Bu adam senatörmüş...

 

 

* Önceki sayıdan devam

 Güneşliğin arkasındaki ehliyet ve ruhsat ile gömlek cebimden (Cumhuriyet Senatosu üyesi) yazılı kimlik kartımı çıkarıp uzattım kendisine. Elimden sertçe aldı. Göbekte bulunan silahlı dört sırması bulunan bir Astsubay’a teslim etti.

Astsubay, nedense evraklarımı fazla dikkatle inceledi. Ara sıra başını bana çevirerek dikkatlice gözden geçiriyor. Elinde bir liste var oradaki isimler arasında var olup olmadığımı kontrol ediyor.
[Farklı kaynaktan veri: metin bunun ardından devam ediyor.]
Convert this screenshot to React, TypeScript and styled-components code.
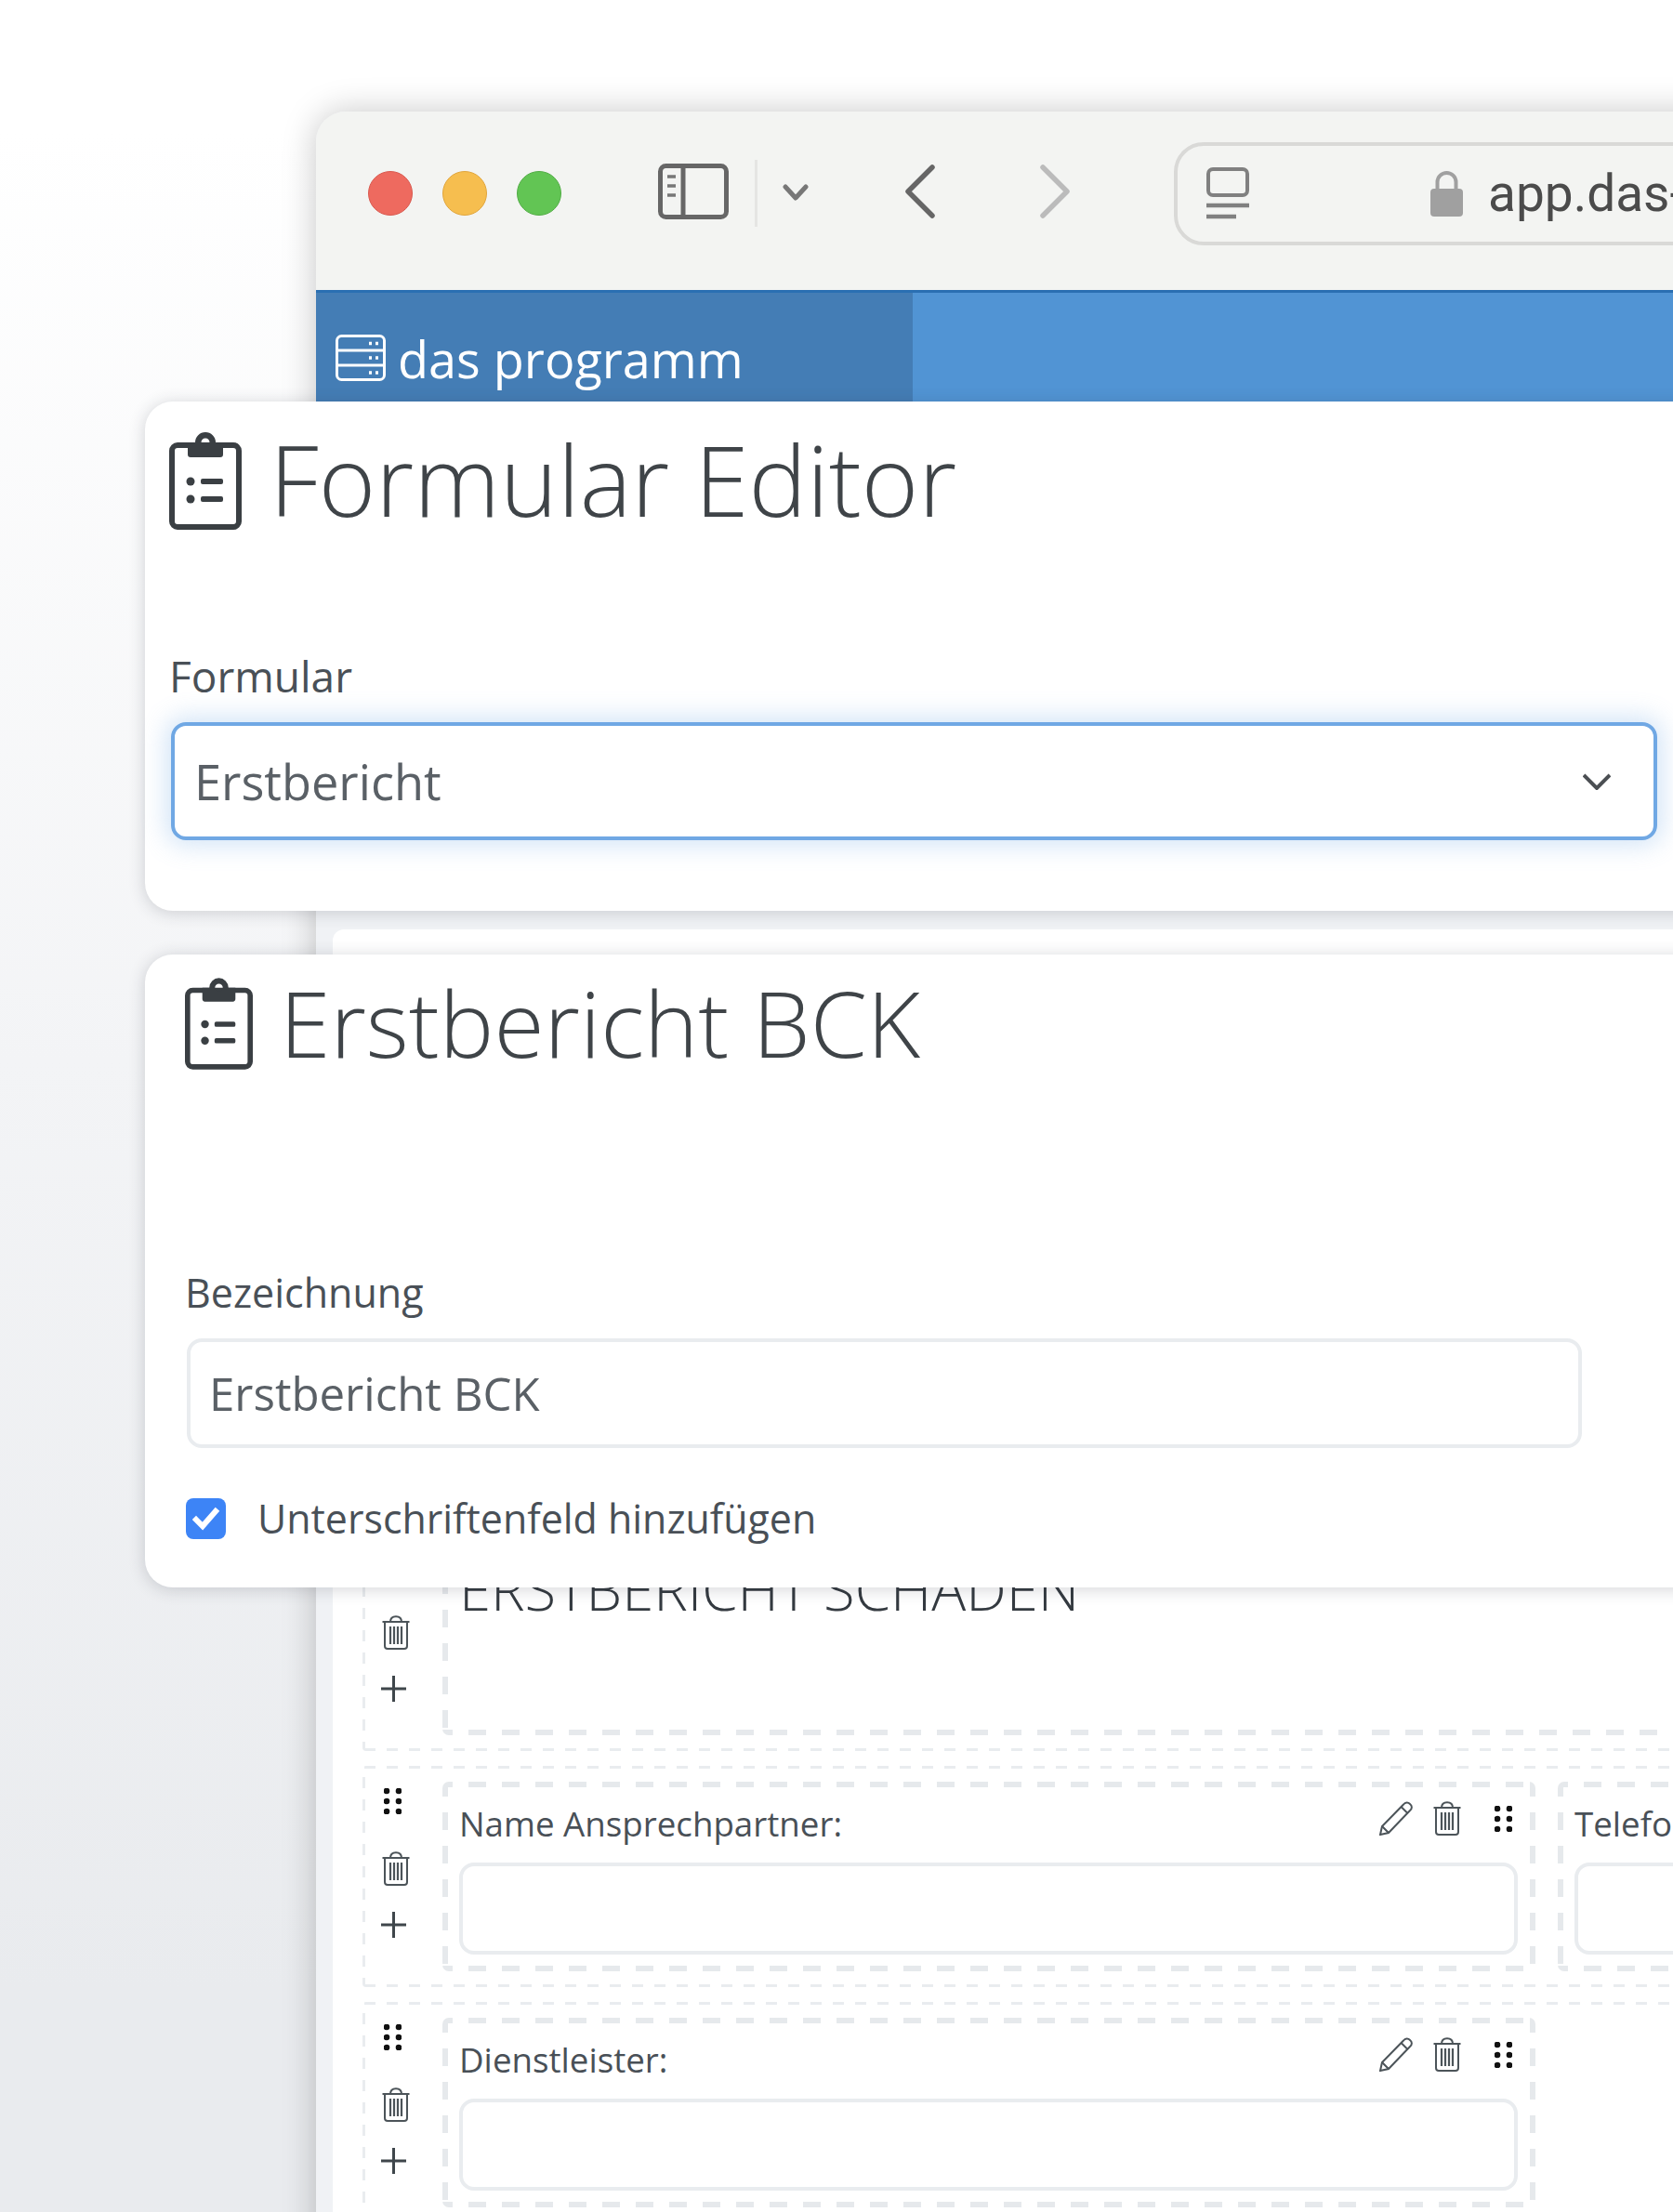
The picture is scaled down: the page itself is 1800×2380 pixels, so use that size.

Çocuklar arka koltuktalar. Kızım öne doğru eğilerek,

-Ne olacak baba. Ankara’ya gitmemize izin vermeyecekler mi? Okulumuz ne olacak? peş peşe sorular yöneltiyorlar. Ben dinlemiyorum bile. Anneleri ilgileniyor cevap vermeye çalışıyor. Aklım takılıp kalmış üç ay önceki Generallerin selam duruşlarında.

Kimlik kartımı düşünüyorum. Kırmızı kaplı altın yaldızlı idi. İçinde fotoğrafın ile nüfus cüzdan kayıtları yazılı. Kendi imzam ve (Bu kimlik kartı 5.6.1983 tarihine kadar geçerlidir) Cumhuriyet Senatosu Başkanı Sırrı Atalay imzası.

Cumhurbaşkanı, izinli ve raporlu olduğunda Sırrı Atalay vekalet ediyordu. Çeşme Boyalı Tatil Köyü’nde yazlığı vardı. Yaz başlangıcında çağırmıştı. Makam arabası ile beraberce Karaburun ilçesine gitmiştik.. Kaymakam ve Belediye Başkanı ile halk toplanmıştı. Orada yaptığımız konuşmalar geldi aklıma.

Orta yuvarlaktaki astsubay, incelemesini bitirmiş olacak ki 40-50  metre uzakta Manisa yolu üzerinde çadırlar vardı, önünde dolaşan ve bekleşen omuzları kalabalık subaylara dönerek ve esas duruşa geçerek,

- Bu adam Senatör’müş ne yapalım kumandanım ?      

Çadır önünden gelen emir;

- Tüm evraklarını getir buraya… oldu

Korku ve heyecan içinde geçen dakikalar, sanki saatlerce sürmüş gibi geliyor. Astsubay evrakları götürdü bir zaman sonra geri getirdi. Arabamın yanına kadar sokuldu. Şoför mahalli cam önünde bulundurduğumuz TBMM mühürlü kırmızı levhayı göstererek,

- TBMM mi kaldı. Kaldır onu oradan! diyerek elinde bulunan evraklarımı açık olan pencereden üzerime fırlatarak,

- Yürü !…bas !… dedi çekip gitti.

Alaşehir yol ayrımına kadar, arabamız içinde çıt çıkmadan gitmişiz. Ailecek muhatap olduğumuz sözlerin etkisinde kalmışız. Afyon’dan nasıl geçtiğimizi bile hatırlamıyoruz. Köroğlu Beli’ne geldiğimizi hatırlıyorum.  Çocuklarım arkamdan seslendiler.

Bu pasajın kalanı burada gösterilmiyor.